— Begin Provided data —
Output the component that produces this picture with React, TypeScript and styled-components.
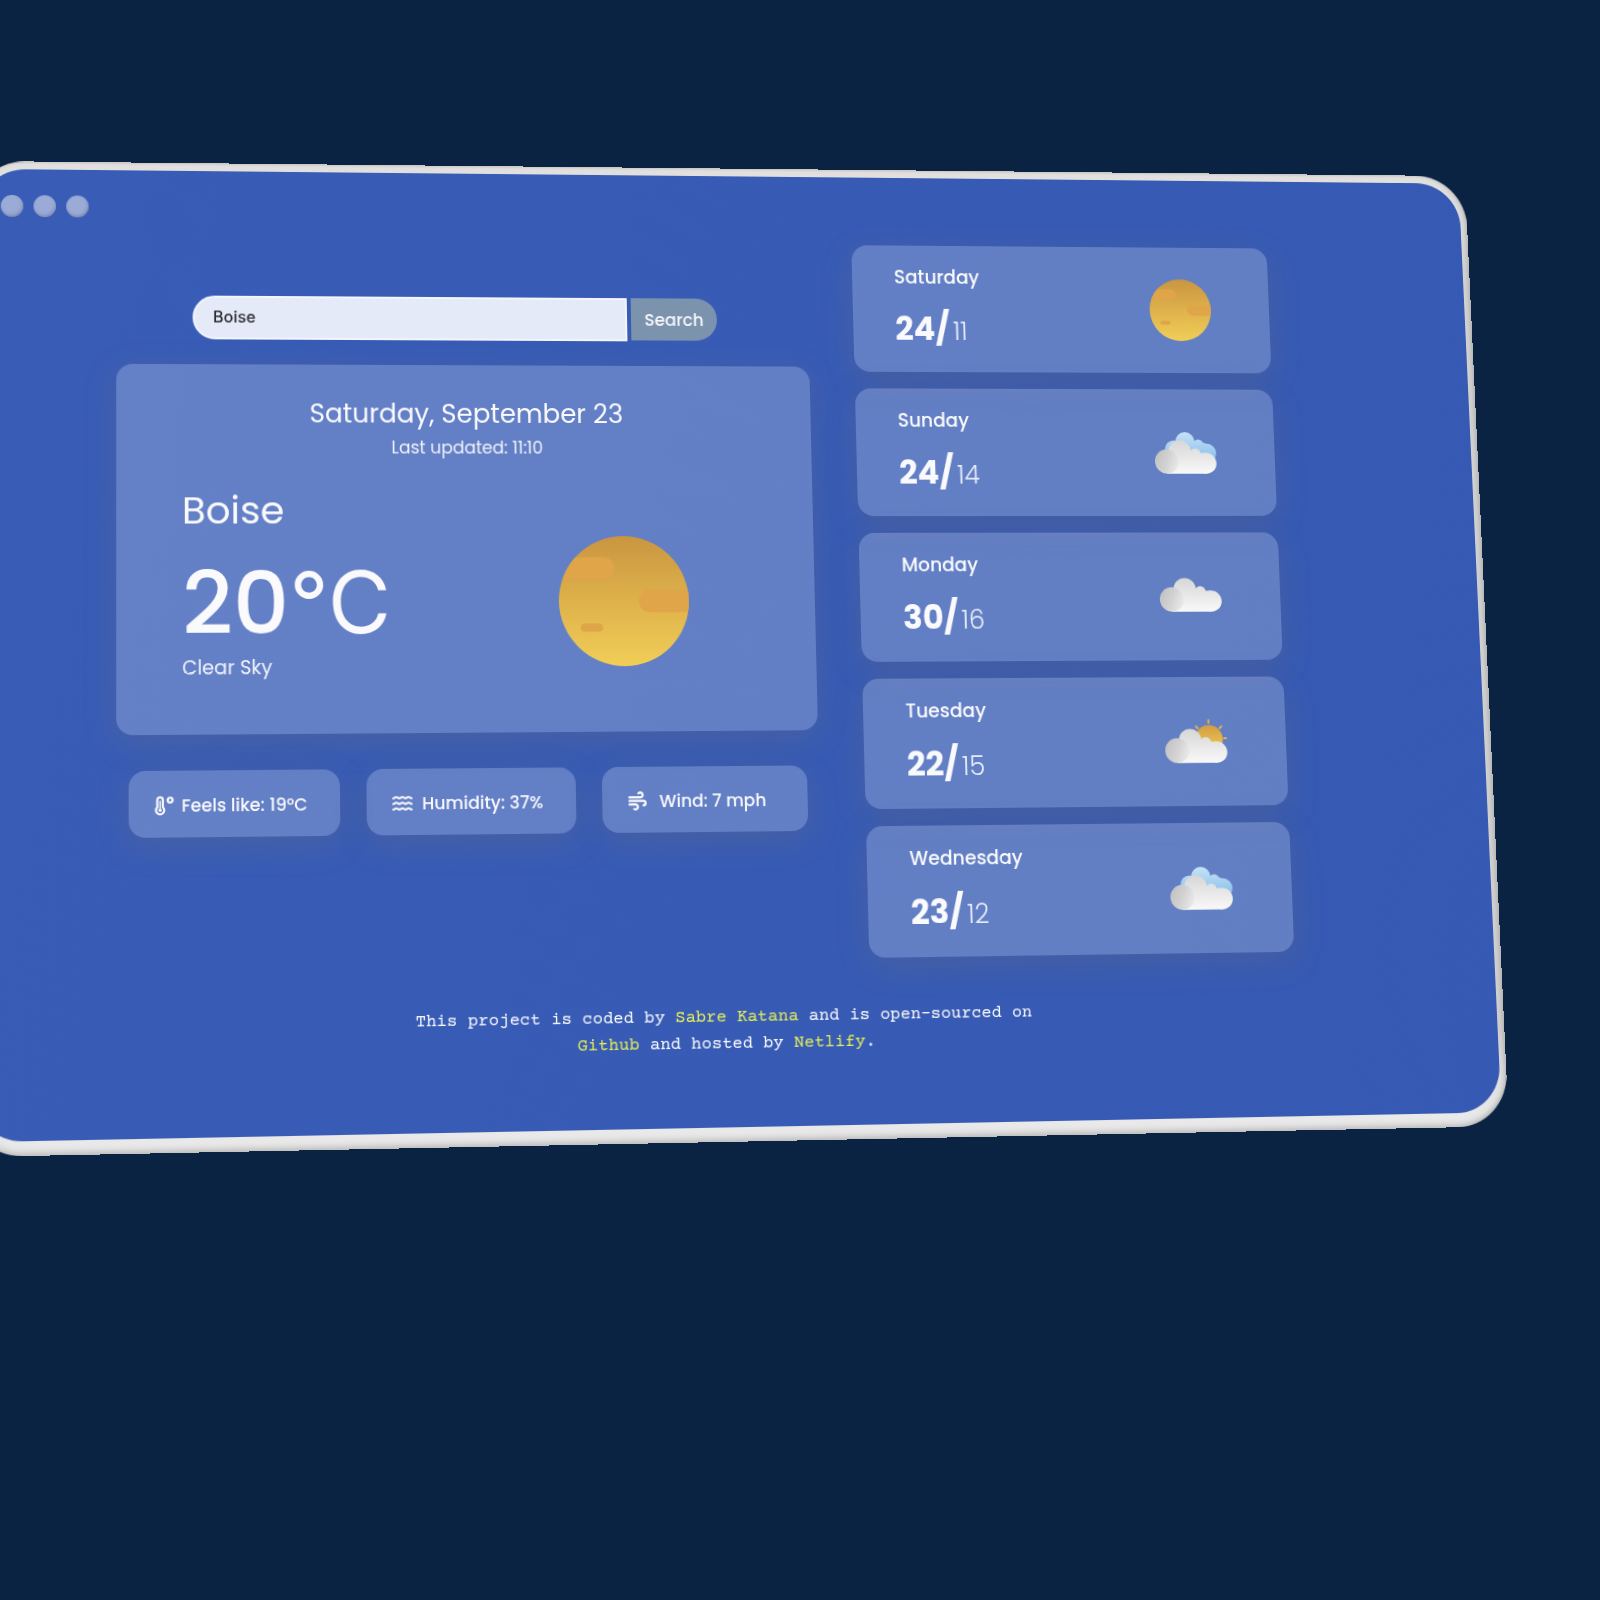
import React from "react";
import styled, { createGlobalStyle } from "styled-components";

const GlobalStyle = createGlobalStyle`
  *, *::before, *::after { box-sizing: border-box; }
  html, body { margin: 0; min-height: 100%; background: #0a2342; }
  body {
    overflow-x: hidden;
    font-family: Poppins, Inter, "Open Sans", sans-serif;
    color: #fafafc;
  }
  h1, h2, p, dl, dd, dt, ul { margin: 0; padding: 0; font-weight: 400; }
`;

/* Stage clips the tilted browser mockup where it leaves the page. */
const Stage = styled.div`
  overflow: hidden;
  padding-bottom: 80px;
`;

const Bezel = styled.div`
  margin: 161px 92px 0 -18px;
  padding: 8px 7px 14px;
  border-radius: 53px;
  background: linear-gradient(to bottom, #e2e1e0, #d3d3d3 10%, #d0d0d0 90%, #ececec);
  box-shadow:
    inset -3px 0 4px -1px rgba(120, 120, 120, 0.3),
    inset 0 -6px 6px -3px rgba(90, 90, 90, 0.3),
    inset 0 2px 2px -1px rgba(110, 110, 110, 0.2);
  transform-origin: 640px 439px;
  transform: matrix3d(
    1, -0.0032, 0, 0.000031,
    0.0172, 1, 0, -0.0000339,
    0, 0, 1, 0,
    0, 0, 0, 1
  );
`;

const Screen = styled.div`
  display: flex;
  flex-direction: column;
  border-radius: 46px;
  background: linear-gradient(100deg, #395db7, #365ab3);
  padding-bottom: 67px;
`;

const TitleBar = styled.div`
  display: flex;
  gap: 10px;
  padding: 26px 22px 0;
`;

const Dot = styled.span`
  width: 22px;
  height: 22px;
  border-radius: 50%;
  background: #9babd8;
  box-shadow: inset -1px -2px 3px rgba(110, 115, 150, 0.5);
`;

const Dashboard = styled.main`
  display: grid;
  grid-template-columns: 692fr 432fr;
  gap: 46px;
  padding: 22px 207px 0 135px;
`;

const glass = `
  border-radius: 16px;
  background: rgba(255, 255, 255, 0.22);
  box-shadow: 0 8px 32px rgba(130, 115, 95, 0.22);
`;

const Current = styled.section`
  padding-top: 56px;
`;

const SearchForm = styled.form`
  display: flex;
  gap: 4px;
  margin: 0 93px 25px 75px;
`;

const SearchInput = styled.input`
  flex: 1;
  min-width: 0;
  height: 44px;
  padding: 0 18px 2px;
  border: 2px solid #f3f5fa;
  border-radius: 22px 0 0 22px;
  background: #e4eaf7;
  color: #2c2c2e;
  font: 500 16px Inter, sans-serif;
  outline: none;
`;

const SearchButton = styled.button`
  width: 87px;
  height: 43px;
  padding: 0;
  border: 0;
  border-radius: 0 22px 22px 0;
  background: #7c93ae;
  color: #f4f6fa;
  font: inherit;
  font-size: 17px;
  font-weight: 500;
`;

const CurrentCard = styled.article`
  ${glass}
  padding: 31px 64px 51px;
`;

const DateLine = styled.h2`
  font-size: 26px;
  line-height: 36px;
  text-align: center;
`;

const Updated = styled.p`
  margin-top: 4px;
  font-size: 17px;
  line-height: 24px;
  text-align: center;
  color: #f0f3fa;
`;

const Hero = styled.div`
  display: flex;
  align-items: center;
  justify-content: space-between;
  margin-top: 27px;
  padding-right: 63px;
`;

const City = styled.h1`
  font-size: 38px;
  line-height: 48px;
`;

const Temperature = styled.p`
  margin-top: 20px;
  font-size: 86px;
  font-weight: 500;
  line-height: 96px;
`;

const Unit = styled.span`
  font-family: Inter, sans-serif;
  font-size: 85px;
  font-weight: 400;
  line-height: 1;
`;

const Sky = styled.p`
  margin-top: 2px;
  font-size: 19px;
  line-height: 28px;
  color: #f0f3fa;
`;

const HeroIcon = styled.div`
  margin-top: 36px;
  svg { display: block; width: 130px; height: 130px; }
`;

const Details = styled.ul`
  display: grid;
  grid-template-columns: repeat(3, 1fr);
  gap: 26px;
  margin-top: 35px;
  padding: 0 12px;
  list-style: none;
`;

const Detail = styled.li<{ $gap: number }>`
  ${glass}
  display: flex;
  align-items: center;
  gap: ${(p) => p.$gap}px;
  height: 65px;
  padding: 2px 0 0 25px;
  font-size: 17px;
  font-weight: 500;
  white-space: nowrap;
  svg { flex: none; width: 20px; height: 20px; }
`;

const Forecast = styled.section`
  display: flex;
  flex-direction: column;
  gap: 17px;
`;

const DayCard = styled.article`
  ${glass}
  display: flex;
  align-items: center;
  justify-content: space-between;
  height: 130px;
  padding: 0 61px 0 43px;
  svg { display: block; width: 64px; height: 64px; }
`;

const DayText = styled.div`
  padding-top: 5px;
`;

const DayName = styled.h2`
  font-size: 19px;
  font-weight: 500;
  line-height: 28px;
`;

const Range = styled.p`
  margin-top: 15px;
  line-height: 48px;
`;

const High = styled.strong`
  font-size: 33px;
  font-weight: 700;
`;

const Low = styled.span`
  margin-left: 3px;
  font-size: 26px;
  font-weight: 300;
  color: #e6ebf7;
`;

const Footer = styled.footer`
  margin: 44px 53px 0 0;
  font-family: "Courier Prime", "Liberation Mono", monospace;
  font-size: 17px;
  line-height: 26px;
  text-align: center;
  p { max-width: 650px; margin: 0 auto; }
`;

const FooterLink = styled.a`
  color: #e4ec58;
  text-decoration: none;
`;

function Sun() {
  return (
    <svg viewBox="0 0 128 128" aria-hidden="true">
      <defs>
        <linearGradient id="sunFill" x1="0" y1="0" x2="0" y2="1">
          <stop offset="0" stopColor="#ca9540" />
          <stop offset="1" stopColor="#f1ce57" />
        </linearGradient>
        <clipPath id="sunClip"><circle cx="64" cy="64" r="64" /></clipPath>
      </defs>
      <circle cx="64" cy="64" r="64" fill="url(#sunFill)" />
      <g clipPath="url(#sunClip)" fill="#dfa548">
        <rect x="-20" y="21" width="75" height="22" rx="10" />
        <rect x="79" y="53" width="70" height="22" rx="10" />
        <rect x="21" y="86" width="22" height="8" rx="4" />
      </g>
    </svg>
  );
}

function CloudDefs() {
  return (
    <defs>
      <linearGradient id="cloudFill" gradientUnits="userSpaceOnUse" x1="0" y1="19" x2="0" y2="54">
        <stop offset="0" stopColor="#d6d6d6" />
        <stop offset="1" stopColor="#f9f9f9" />
      </linearGradient>
      <linearGradient id="cloudShade" x1="0" y1="0.3" x2="1" y2="0.7">
        <stop offset="0" stopColor="#c2c2c2" />
        <stop offset="0.5" stopColor="#d2d2d2" />
        <stop offset="1" stopColor="#ebebeb" />
      </linearGradient>
      <linearGradient id="backCloud" gradientUnits="userSpaceOnUse" x1="0" y1="11" x2="0" y2="42">
        <stop offset="0" stopColor="#c6e2f7" />
        <stop offset="1" stopColor="#83bdea" />
      </linearGradient>
      <linearGradient id="peekSun" x1="0" y1="0" x2="0" y2="1">
        <stop offset="0" stopColor="#d39d42" />
        <stop offset="1" stopColor="#f1ce57" />
      </linearGradient>
    </defs>
  );
}

function FrontCloud() {
  return (
    <g>
      <g fill="url(#cloudFill)">
        <circle cx="26" cy="31" r="11.5" />
        <circle cx="42" cy="33.5" r="5.7" />
        <circle cx="53.2" cy="43" r="10.7" />
        <path d="M12 53.7 L16 30 H40 L46 32.4 H53 V53.7 Z" />
      </g>
      <circle cx="12.3" cy="41.2" r="12.4" fill="url(#cloudShade)" />
    </g>
  );
}

function Cloud() {
  return (
    <svg viewBox="0 6 64 64" aria-hidden="true">
      <CloudDefs />
      <FrontCloud />
    </svg>
  );
}

function Overcast() {
  return (
    <svg viewBox="0 0 64 64" aria-hidden="true">
      <CloudDefs />
      <g fill="url(#backCloud)">
        <circle cx="20.3" cy="29" r="9.6" />
        <circle cx="31.8" cy="21" r="10" />
        <circle cx="45.5" cy="23.8" r="5.2" />
        <circle cx="54.3" cy="32.5" r="9.7" />
        <path d="M20 20 H46 L54 23 V42 H20 Z" />
      </g>
      <FrontCloud />
    </svg>
  );
}

function PartlySunny() {
  return (
    <svg viewBox="0 0 64 64" aria-hidden="true">
      <CloudDefs />
      <circle cx="45.5" cy="30" r="14.2" fill="url(#peekSun)" />
      <g stroke="#e3b54c" strokeWidth="1.9" strokeLinecap="round">
        <path d="M45.5 10.8 V13.6" />
        <path d="M32.4 17 L34.3 19" />
        <path d="M58.7 17 L56.8 19" />
        <path d="M61 29 H63.1" />
      </g>
      <FrontCloud />
    </svg>
  );
}

function Thermometer() {
  return (
    <svg viewBox="0 0 20 20" fill="none" stroke="#fafafc" strokeWidth="2.1" aria-hidden="true">
      <path d="M2.6 4.4 a2.7 2.7 0 0 1 5.4 0 V11.4 a4 4 0 1 1 -5.4 0 Z" />
      <path d="M5.3 5.6 V13" strokeWidth="1.3" strokeLinecap="round" />
      <circle cx="5.3" cy="14.3" r="1.6" fill="#fafafc" stroke="none" />
      <circle cx="15" cy="4.6" r="2.4" />
    </svg>
  );
}

function Humidity() {
  return (
    <svg viewBox="0 0 20 20" fill="none" stroke="#fafafc" strokeWidth="2" strokeLinecap="round" aria-hidden="true">
      {[4, 9.5, 15].map((y) => (
        <path key={y} d={`M1 ${y + 1} c1.5 0 1.5 -1.3 3 -1.3 s1.5 1.3 3 1.3 s1.5 -1.3 3 -1.3 s1.5 1.3 3 1.3 s1.5 -1.3 3 -1.3 s1.5 1.3 3 1.3`} />
      ))}
    </svg>
  );
}

function Wind() {
  return (
    <svg viewBox="0 0 20 20" fill="none" stroke="#fafafc" strokeWidth="2.2" strokeLinecap="round" aria-hidden="true">
      <path d="M2 6.2 H13 a2.4 2.4 0 1 0 -2 -4" />
      <path d="M2 9.7 H15.6 a2.2 2.2 0 0 1 0.3 4.4" />
      <path d="M2 13.2 H8.2 a2.4 2.4 0 1 1 -1.6 4.4" />
    </svg>
  );
}

const days = [
  { name: "Saturday", high: 24, low: 11, Icon: Sun },
  { name: "Sunday", high: 24, low: 14, Icon: Overcast },
  { name: "Monday", high: 30, low: 16, Icon: Cloud },
  { name: "Tuesday", high: 22, low: 15, Icon: PartlySunny },
  { name: "Wednesday", high: 23, low: 12, Icon: Overcast },
];

export default function App() {
  return (
    <>
      <GlobalStyle />
      <Stage>
        <Bezel>
          <Screen>
            <TitleBar>
              <Dot />
              <Dot />
              <Dot />
            </TitleBar>
            <Dashboard>
              <Current>
                <SearchForm onSubmit={(e) => e.preventDefault()}>
                  <SearchInput aria-label="City" type="text" defaultValue="Boise" />
                  <SearchButton type="submit">Search</SearchButton>
                </SearchForm>
                <CurrentCard>
                  <DateLine>Saturday, September 23</DateLine>
                  <Updated>Last updated: 11:10</Updated>
                  <Hero>
                    <div>
                      <City>Boise</City>
                      <Temperature>20<Unit>°C</Unit></Temperature>
                      <Sky>Clear Sky</Sky>
                    </div>
                    <HeroIcon><Sun /></HeroIcon>
                  </Hero>
                </CurrentCard>
                <Details>
                  <Detail $gap={6}><Thermometer />Feels like: 19°C</Detail>
                  <Detail $gap={9}><Humidity />Humidity: 37%</Detail>
                  <Detail $gap={12}><Wind />Wind: 7 mph</Detail>
                </Details>
              </Current>
              <Forecast>
                {days.map(({ name, high, low, Icon }) => (
                  <DayCard key={name}>
                    <DayText>
                      <DayName>{name}</DayName>
                      <Range><High>{high}/</High><Low>{low}</Low></Range>
                    </DayText>
                    <Icon />
                  </DayCard>
                ))}
              </Forecast>
            </Dashboard>
            <Footer>
              <p>
                This project is coded by <FooterLink href="#sabre-katana">Sabre Katana</FooterLink> and is
                open-sourced on <FooterLink href="#github">Github</FooterLink> and hosted by{" "}
                <FooterLink href="#netlify">Netlify</FooterLink>.
              </p>
            </Footer>
          </Screen>
        </Bezel>
      </Stage>
    </>
  );
}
— End Provided data —
• **Do this**:
Gather each line of the listing containing the word "React" and show it.

• **The output**:
Output the component that produces this picture with React, TypeScript and styled-components.
import React from "react";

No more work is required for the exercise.